WRITTEN REQUEST: Leaving out every picture, retype the lines below from the top through the one that contains "const [open, setOpen] = useState(true);".

DATA:
----
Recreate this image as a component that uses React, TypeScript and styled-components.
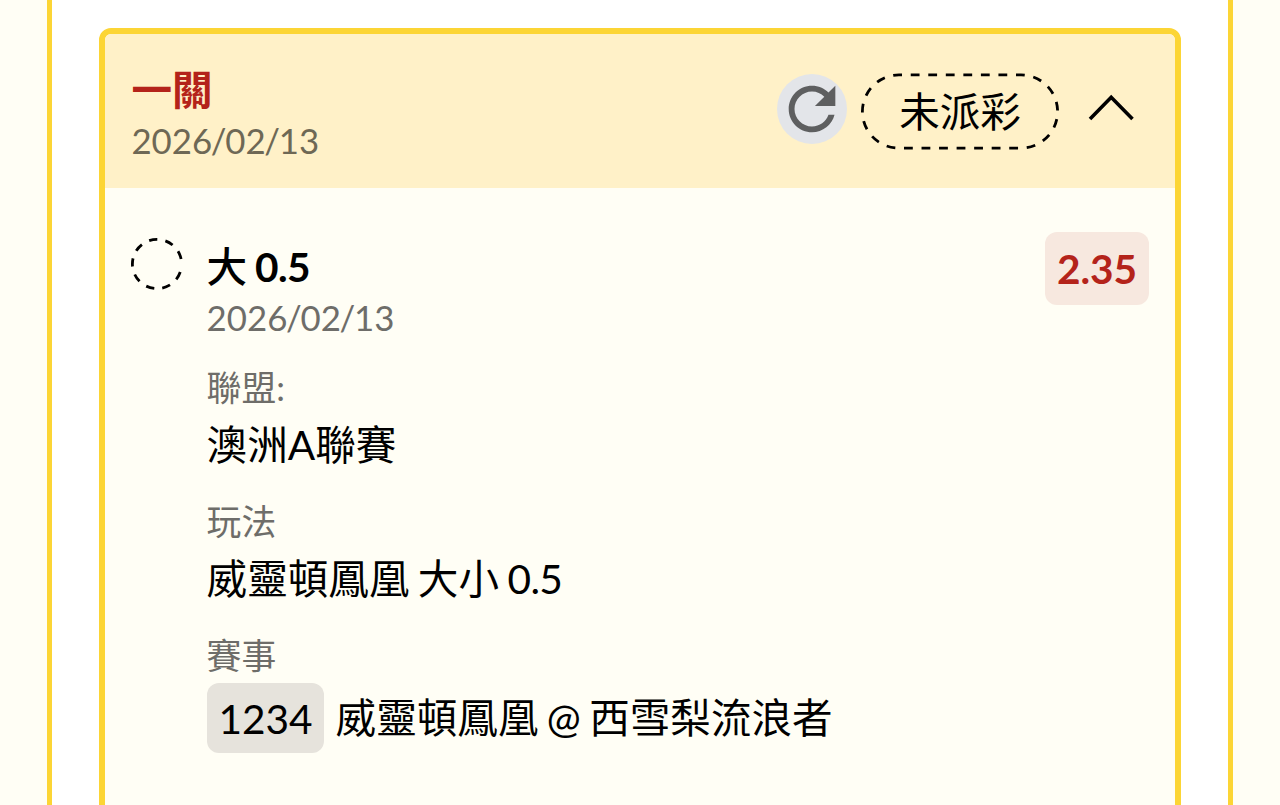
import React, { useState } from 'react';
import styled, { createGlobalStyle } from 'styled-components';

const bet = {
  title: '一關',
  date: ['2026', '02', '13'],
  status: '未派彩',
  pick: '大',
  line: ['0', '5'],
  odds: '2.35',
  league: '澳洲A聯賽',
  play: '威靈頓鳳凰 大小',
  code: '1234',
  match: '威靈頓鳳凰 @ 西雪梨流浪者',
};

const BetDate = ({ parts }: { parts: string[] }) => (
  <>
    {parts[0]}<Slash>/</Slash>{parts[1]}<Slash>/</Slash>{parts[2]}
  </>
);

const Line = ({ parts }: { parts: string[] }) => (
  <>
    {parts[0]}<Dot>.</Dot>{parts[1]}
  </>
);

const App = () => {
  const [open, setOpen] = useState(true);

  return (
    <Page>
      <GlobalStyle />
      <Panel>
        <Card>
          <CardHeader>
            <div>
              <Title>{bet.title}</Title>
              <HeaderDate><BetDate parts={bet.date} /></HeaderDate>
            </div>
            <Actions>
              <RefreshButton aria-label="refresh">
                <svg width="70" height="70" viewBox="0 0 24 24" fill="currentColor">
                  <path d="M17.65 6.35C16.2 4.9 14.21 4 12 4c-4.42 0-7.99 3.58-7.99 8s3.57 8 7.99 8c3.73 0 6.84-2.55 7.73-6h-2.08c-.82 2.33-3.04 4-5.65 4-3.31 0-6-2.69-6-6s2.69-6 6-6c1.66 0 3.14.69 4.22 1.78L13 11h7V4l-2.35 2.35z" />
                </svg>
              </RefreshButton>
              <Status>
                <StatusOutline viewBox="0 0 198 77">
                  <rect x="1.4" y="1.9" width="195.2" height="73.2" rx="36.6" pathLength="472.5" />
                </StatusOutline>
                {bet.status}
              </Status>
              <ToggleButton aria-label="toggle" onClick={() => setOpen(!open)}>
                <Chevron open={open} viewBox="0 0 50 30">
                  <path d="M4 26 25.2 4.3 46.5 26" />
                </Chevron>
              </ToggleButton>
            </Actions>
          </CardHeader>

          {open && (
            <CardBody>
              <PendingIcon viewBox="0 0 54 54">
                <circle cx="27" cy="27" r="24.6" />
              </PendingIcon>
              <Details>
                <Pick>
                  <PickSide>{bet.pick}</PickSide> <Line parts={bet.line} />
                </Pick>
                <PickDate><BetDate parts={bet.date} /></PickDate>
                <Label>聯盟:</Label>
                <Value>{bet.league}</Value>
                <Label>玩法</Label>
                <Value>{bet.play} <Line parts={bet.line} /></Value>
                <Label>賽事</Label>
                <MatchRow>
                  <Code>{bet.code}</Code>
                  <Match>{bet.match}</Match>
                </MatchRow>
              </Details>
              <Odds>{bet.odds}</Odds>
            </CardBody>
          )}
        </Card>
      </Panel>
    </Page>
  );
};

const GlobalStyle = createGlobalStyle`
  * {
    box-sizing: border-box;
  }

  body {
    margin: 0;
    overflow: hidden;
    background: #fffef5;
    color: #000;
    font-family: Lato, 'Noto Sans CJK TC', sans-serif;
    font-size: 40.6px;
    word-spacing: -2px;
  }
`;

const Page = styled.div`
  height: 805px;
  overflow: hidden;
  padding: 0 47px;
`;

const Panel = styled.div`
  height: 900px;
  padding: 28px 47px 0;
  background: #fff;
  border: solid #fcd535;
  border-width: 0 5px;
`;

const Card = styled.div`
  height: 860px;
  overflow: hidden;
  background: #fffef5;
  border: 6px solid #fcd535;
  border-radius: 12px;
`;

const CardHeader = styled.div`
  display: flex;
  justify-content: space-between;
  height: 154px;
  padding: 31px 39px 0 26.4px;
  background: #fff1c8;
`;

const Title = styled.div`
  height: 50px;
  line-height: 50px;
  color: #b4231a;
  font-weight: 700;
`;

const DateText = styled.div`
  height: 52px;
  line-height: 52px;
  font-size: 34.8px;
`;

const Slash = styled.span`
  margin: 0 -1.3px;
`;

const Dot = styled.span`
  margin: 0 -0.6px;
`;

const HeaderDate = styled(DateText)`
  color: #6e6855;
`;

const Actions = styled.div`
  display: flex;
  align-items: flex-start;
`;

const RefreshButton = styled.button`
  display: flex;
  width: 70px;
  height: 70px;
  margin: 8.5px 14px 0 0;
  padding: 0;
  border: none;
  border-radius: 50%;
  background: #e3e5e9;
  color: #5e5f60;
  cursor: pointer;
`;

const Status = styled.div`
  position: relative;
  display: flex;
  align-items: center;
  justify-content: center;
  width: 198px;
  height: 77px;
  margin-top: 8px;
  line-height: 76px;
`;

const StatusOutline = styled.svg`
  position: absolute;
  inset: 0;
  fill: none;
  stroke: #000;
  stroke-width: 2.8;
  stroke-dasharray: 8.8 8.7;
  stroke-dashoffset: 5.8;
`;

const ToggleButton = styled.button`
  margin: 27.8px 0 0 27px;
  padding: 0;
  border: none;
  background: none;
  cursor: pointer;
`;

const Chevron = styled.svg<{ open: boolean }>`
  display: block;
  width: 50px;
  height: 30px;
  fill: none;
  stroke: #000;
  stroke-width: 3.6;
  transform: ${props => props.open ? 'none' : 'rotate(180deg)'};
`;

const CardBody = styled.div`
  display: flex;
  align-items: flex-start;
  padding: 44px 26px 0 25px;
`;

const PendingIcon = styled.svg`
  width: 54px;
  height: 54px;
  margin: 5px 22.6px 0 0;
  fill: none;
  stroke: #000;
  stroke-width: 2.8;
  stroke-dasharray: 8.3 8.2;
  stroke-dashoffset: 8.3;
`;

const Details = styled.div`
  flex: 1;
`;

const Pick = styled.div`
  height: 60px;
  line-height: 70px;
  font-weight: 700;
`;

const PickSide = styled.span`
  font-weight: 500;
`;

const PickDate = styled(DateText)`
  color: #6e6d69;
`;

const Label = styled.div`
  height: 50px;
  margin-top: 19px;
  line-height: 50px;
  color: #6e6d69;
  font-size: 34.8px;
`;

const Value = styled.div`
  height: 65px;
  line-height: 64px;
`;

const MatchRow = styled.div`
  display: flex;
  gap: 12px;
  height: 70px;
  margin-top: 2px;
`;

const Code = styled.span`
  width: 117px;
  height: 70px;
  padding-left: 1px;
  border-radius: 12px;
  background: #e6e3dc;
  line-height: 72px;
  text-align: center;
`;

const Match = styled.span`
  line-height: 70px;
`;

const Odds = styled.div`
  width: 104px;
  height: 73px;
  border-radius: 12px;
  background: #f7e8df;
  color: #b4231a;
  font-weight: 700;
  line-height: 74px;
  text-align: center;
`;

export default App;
----
EXERCISE SOLUTION:
Recreate this image as a component that uses React, TypeScript and styled-components.
import React, { useState } from 'react';
import styled, { createGlobalStyle } from 'styled-components';

const bet = {
  title: '一關',
  date: ['2026', '02', '13'],
  status: '未派彩',
  pick: '大',
  line: ['0', '5'],
  odds: '2.35',
  league: '澳洲A聯賽',
  play: '威靈頓鳳凰 大小',
  code: '1234',
  match: '威靈頓鳳凰 @ 西雪梨流浪者',
};

const BetDate = ({ parts }: { parts: string[] }) => (
  <>
    {parts[0]}<Slash>/</Slash>{parts[1]}<Slash>/</Slash>{parts[2]}
  </>
);

const Line = ({ parts }: { parts: string[] }) => (
  <>
    {parts[0]}<Dot>.</Dot>{parts[1]}
  </>
);

const App = () => {
  const [open, setOpen] = useState(true);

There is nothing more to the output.